We find another aspect of restoration in the holiday of Sukkot in a comment of Rabbi Shmuel ben Meir (Tosafist and biblical exegete, known by his acronym Rashbam). The Torah describes in Devarim chapter 16 that the holiday of Sukkot occurs at the conclusion of the harvest cycle. Rashbam notes that we leave our homes and enter into the temporary booths of Sukkot specifically at a time when our homes and storage houses are full with the bounty we have reaped by the sweat of our brow. This timing serves to remind us that at one time the Jewish people dwelt in the desert with no harvest or any land from which to glean it. We are supposed to learn from this that we should acknowledge who gave us land and wealth with which to sustain ourselves, and not see our accomplishments as strictly our own achievement. The holiday of Sukkot is directly meant to help us avoid this kind of pitfall, which is also expressed elsewhere in Devarim. In chapter 8, we are warned that when we eat and are satisfied, when we settle securely in our homes, and when we accumulate much property and wealth, our hearts will be lifted up and we will forget God who took us out of Egypt. And in this spirit we will declare that our own strength and handiwork has brought us this fortune. Nevertheless, by sitting in sukkot, by leaving the safety and protection of our homes, we are reminded that any security we enjoy comes directly from God and any wealth we enjoy is a gift from Him.

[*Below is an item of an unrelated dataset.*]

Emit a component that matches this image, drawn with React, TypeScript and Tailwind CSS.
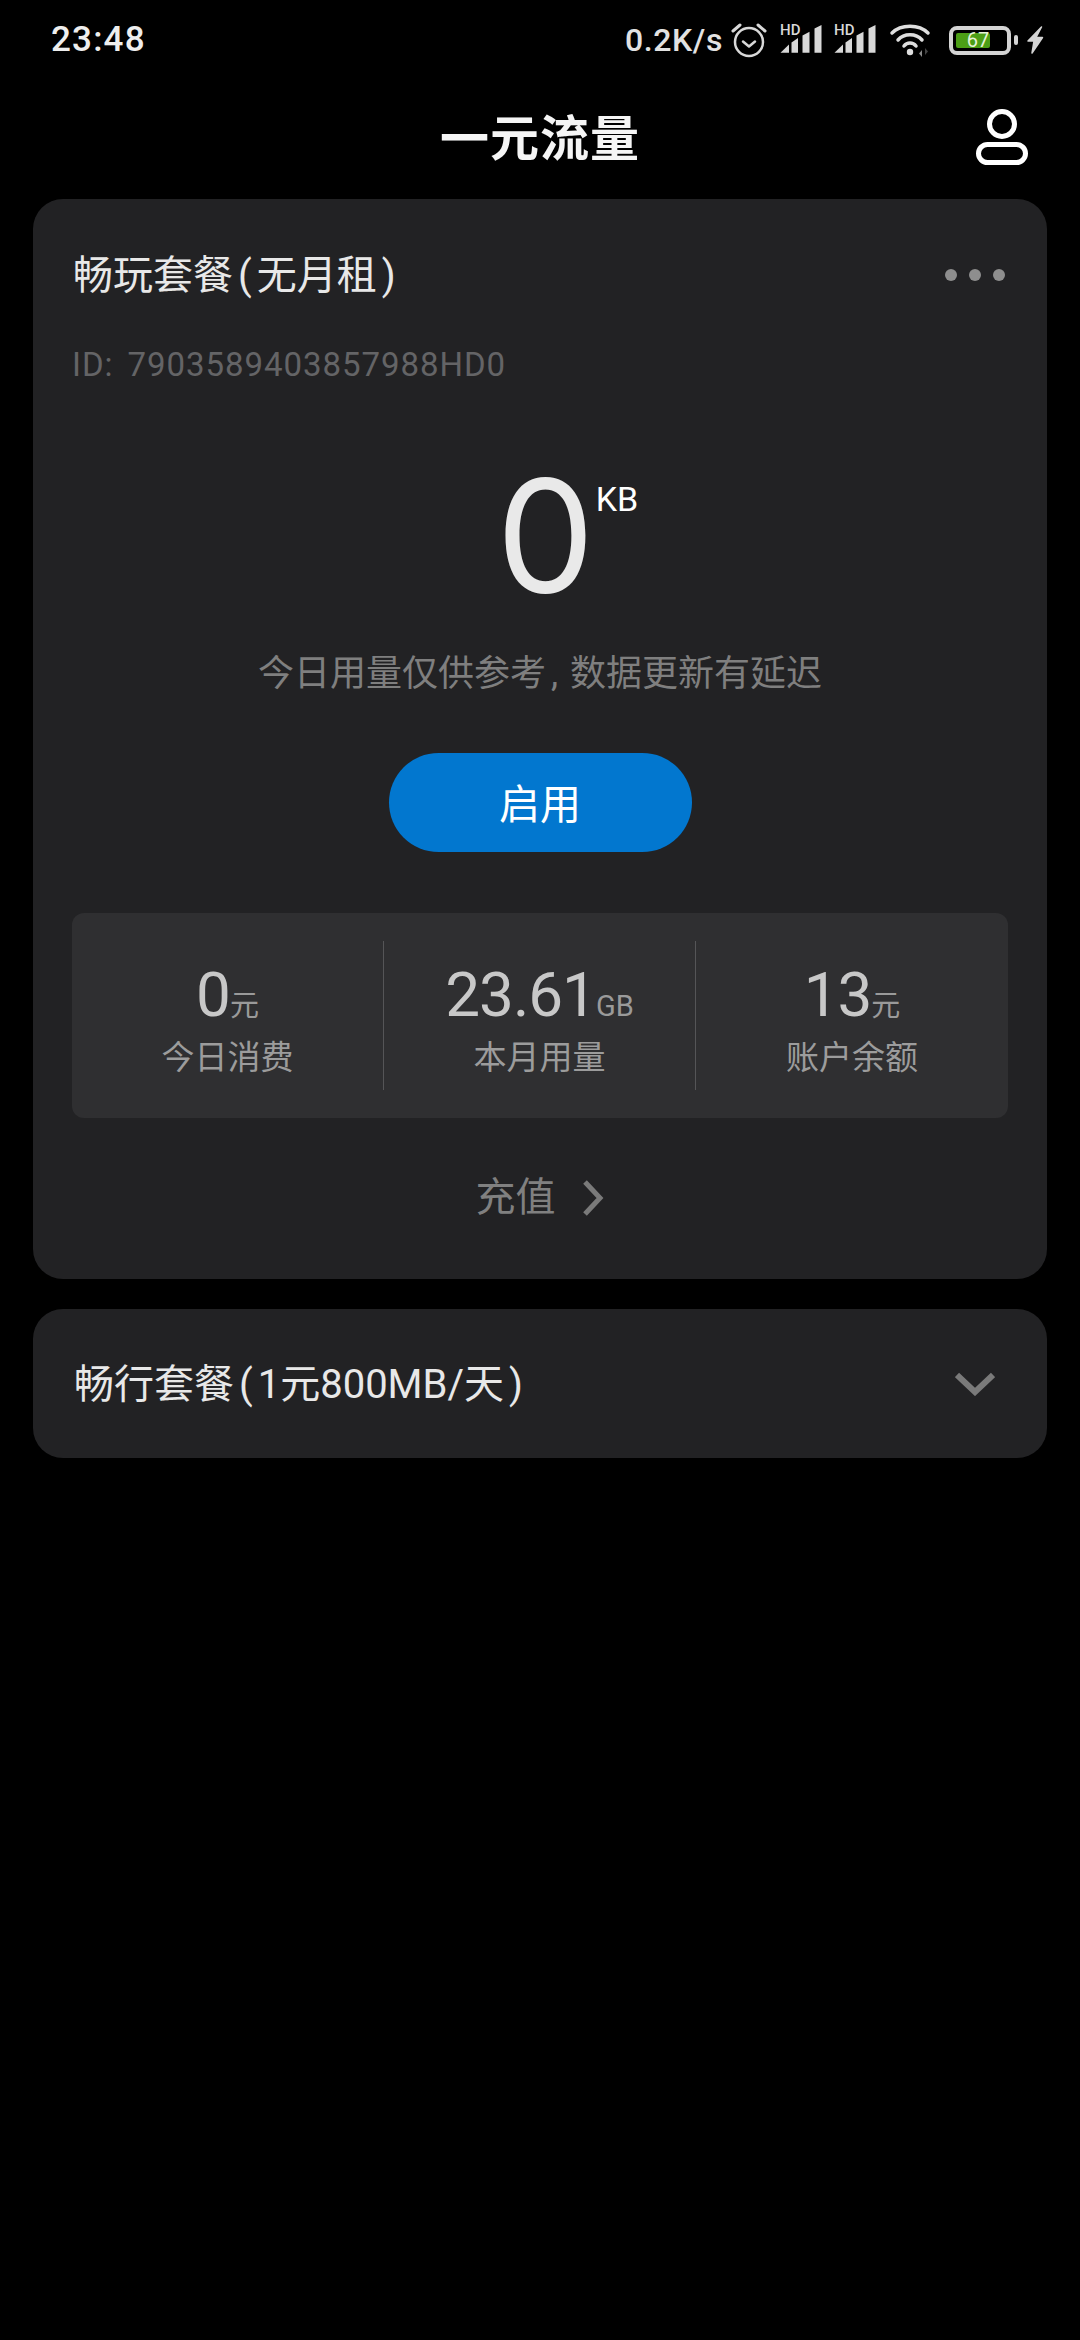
import React from 'react';

const stats = [
  { value: '0', unit: '元', label: '今日消费' },
  { value: '23.61', unit: 'GB', label: '本月用量' },
  { value: '13', unit: '元', label: '账户余额' },
];

const SignalIcon: React.FC = () => (
  <svg width="42" height="44" viewBox="0 -6 42 44" fill="#d8d8d8">
    <text x="0" y="11" fontSize="15" fontWeight="500" fontFamily="Roboto, sans-serif">HD</text>
    <polygon points="0.500,28.700 9,28.700 9,20.500" />
    <polygon points="11.500,28.700 18,28.700 18,14 11.500,18.500" />
    <polygon points="22.500,28.700 29.500,28.700 29.500,7.700 22.500,11.500" />
    <polygon points="34.500,28.700 41.500,28.700 41.500,1 34.500,4.500" />
  </svg>
);

const StatusIcons: React.FC = () => (
  <div className="flex items-center">
    <svg width="36" height="36" viewBox="0 0 36 36" fill="none" stroke="#d8d8d8" className="ml-[8px]">
      <circle cx="18" cy="20" r="14" strokeWidth="2.500" />
      <path d="M12 19.500l6 5 6-5" strokeWidth="2.500" strokeLinecap="round" strokeLinejoin="round" />
      <path d="M2 9l7-6M34 9l-7-6" strokeWidth="3" strokeLinecap="round" />
    </svg>
    <div className="ml-[13px] flex gap-[12px]">
      <SignalIcon />
      <SignalIcon />
    </div>
    <svg width="44" height="36" viewBox="0 0 44 36" fill="none" className="ml-[13px]">
      <path d="M3 11C12 2 30 2 39 11" stroke="#dedede" strokeWidth="3.500" strokeLinecap="round" />
      <path d="M9 18C15 11 27 11 33 18" stroke="#dedede" strokeWidth="3.500" strokeLinecap="round" />
      <path d="M15 24C18 20 24 20 27 24" stroke="#dedede" strokeWidth="3.500" strokeLinecap="round" />
      <circle cx="21" cy="30" r="3.200" fill="#dedede" />
      <path d="M33 28v7l-3-3.500z" fill="#8a8a8a" />
      <path d="M36 26v7l3-3.500z" fill="#444444" />
    </svg>
    <div className="relative ml-[16px] h-[29px] w-[62px] rounded-[8px] border-[4px] border-[#d4d4d4]">
      <div className="ml-[3px] mt-[3px] h-[15px] w-[34px] rounded-[2px] bg-[#4c9f16]" />
      <span className="absolute inset-0 flex items-center justify-center pr-[4px] text-[20px] leading-none text-[#e6f4d8]">67</span>
    </div>
    <div className="ml-[3px] h-[10px] w-[4px] rounded-[2px] bg-[#d4d4d4]" />
    <svg width="18" height="30" viewBox="0 0 18 30" fill="#d4d4d4" stroke="#d4d4d4" strokeWidth="1.500" strokeLinejoin="round" className="ml-[8px]">
      <polygon points="15.500,2 2,16 8,16 6,28 16.500,12.500 10,12.500" />
    </svg>
  </div>
);

const StatusBar: React.FC = () => (
  <div className="flex h-[80px] items-center justify-between pl-[51px] pr-[36px]">
    <span className="text-[35px] font-medium tracking-[1.200px] text-[#eeeeee]">23:48</span>
    <div className="flex items-center">
      <span className="text-[32px] font-medium tracking-[0.600px] text-[#e2e2e2]">0.2K/s</span>
      <StatusIcons />
    </div>
  </div>
);

const UserIcon: React.FC = () => (
  <svg width="56" height="60" viewBox="0 0 56 60" fill="none" stroke="#ffffff" strokeWidth="5">
    <circle cx="28" cy="16" r="12.500" />
    <rect x="4.500" y="36.500" width="47" height="18" rx="9" />
  </svg>
);

const App: React.FC = () => {
  return (
    <div className="min-h-[2340px] bg-black font-['Roboto','Noto_Sans_CJK_SC',sans-serif]">
      <StatusBar />

      <div className="relative flex h-[119px] items-center justify-center">
        <h1 className="text-[49px] font-bold leading-none tracking-[1px] text-[#f5f5f5]">一元流量</h1>
        <div className="absolute right-[50px] top-[28px]">
          <UserIcon />
        </div>
      </div>

      <div className="mx-[33px] rounded-[30px] bg-[#222224] px-[39px] pb-[56px] pt-[52px]">
        <div className="flex h-[48px] items-center justify-between pl-[1px] pr-[3px]">
          <span className="pt-[1px] text-[40px] leading-none text-[#e8e8e8]">
            畅玩套餐<span className="mx-[5px]">(</span>无月租<span className="mx-[5px]">)</span>
          </span>
          <div className="flex gap-[12px]">
            <div className="size-[12px] rounded-full bg-[#8e8e8e]" />
            <div className="size-[12px] rounded-full bg-[#8e8e8e]" />
            <div className="size-[12px] rounded-full bg-[#8e8e8e]" />
          </div>
        </div>

        <div className="mt-[46px] h-[40px] text-[33px] leading-[40px] tracking-[0.950px] text-[#646466]">
          ID:<span className="ml-[14px]">7903589403857988HD0</span>
        </div>

        <div className="mt-[71px] flex h-[160px] justify-center pl-[11px]">
          <div className="relative">
            <span className="font-['Inter',sans-serif] text-[156px] font-normal leading-[160px] text-[#e9e9e9]">0</span>
            <span className="absolute left-full top-[23px] ml-[1px] text-[34px] leading-[40px] text-white">KB</span>
          </div>
        </div>

        <div className="mt-[33px] h-[49px] text-center text-[36px] leading-[50px] text-[#7f7f7f]">
          今日用量仅供参考<span className="ml-[5px] mr-[12px]">,</span>数据更新有延迟
        </div>

        <button className="mx-auto mt-[55px] flex h-[99px] w-[303px] items-center justify-center rounded-full bg-[#0277cf] pt-[6px] text-[41px] font-normal text-white">
          启用
        </button>

        <div className="mt-[61px] grid h-[205px] grid-cols-3 rounded-[12px] bg-[#2f2f31] py-[28px]">
          {stats.map((s, i) => (
            <div key={s.label} className={`flex h-[149px] flex-col items-center pt-[23px] ${i < 2 ? 'border-r border-[#555557]' : ''}`}>
              <div className="flex h-[62px] items-baseline">
                <span className="text-[62px] font-normal leading-[62px] tracking-[-1px] text-[#c8c8c8]">{s.value}</span>
                <span className="text-[29px] text-[#9a9a9a]">{s.unit}</span>
              </div>
              <span className="mt-[12px] text-[33px] leading-[40px] text-[#9c9c9c]">{s.label}</span>
            </div>
          ))}
        </div>

        <div className="mt-[55px] flex h-[50px] items-center justify-center">
          <span className="text-[40px] leading-none text-[#808080]">充值</span>
          <svg width="24" height="36" viewBox="0 0 24 36" fill="none" stroke="#7a7a7a" strokeWidth="5" className="ml-[25px]">
            <path d="M4 2l15 16L4 34" />
          </svg>
        </div>
      </div>

      <div className="mx-[33px] mt-[30px] flex h-[149px] items-center justify-between rounded-[30px] bg-[#222224] pl-[41px] pr-[52px]">
        <span className="pt-[3px] text-[40px] leading-none text-[#e8e8e8]">
          畅行套餐<span className="mx-[5px]">(</span>1元800MB/天<span className="mx-[5px]">)</span>
        </span>
        <svg width="40" height="24" viewBox="0 0 40 24" fill="none" stroke="#7a7a7a" strokeWidth="6">
          <path d="M2 3l18 17L38 3" />
        </svg>
      </div>
    </div>
  );
};

export default App;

The contemporary challenges that are highlighted on Rosh HaShanah and Yom Kippur, namely the difficulty of prayer in a time of relative security and self-sufficiency, are immediately addressed by the third member of this holiday cycle – Sukkot. This holiday emphasizes our dependence on God by having us physically leave our homes so we can sit in our sukkot sheltered by little else other than the presence of God. By leaving behind all of the possessions we accumulate in our homes that may inhibit our reliance on God, we are able focus more on the only other inhabitant that occupies our sukkot with us – the Holy One, blessed be He who provides all of our needs.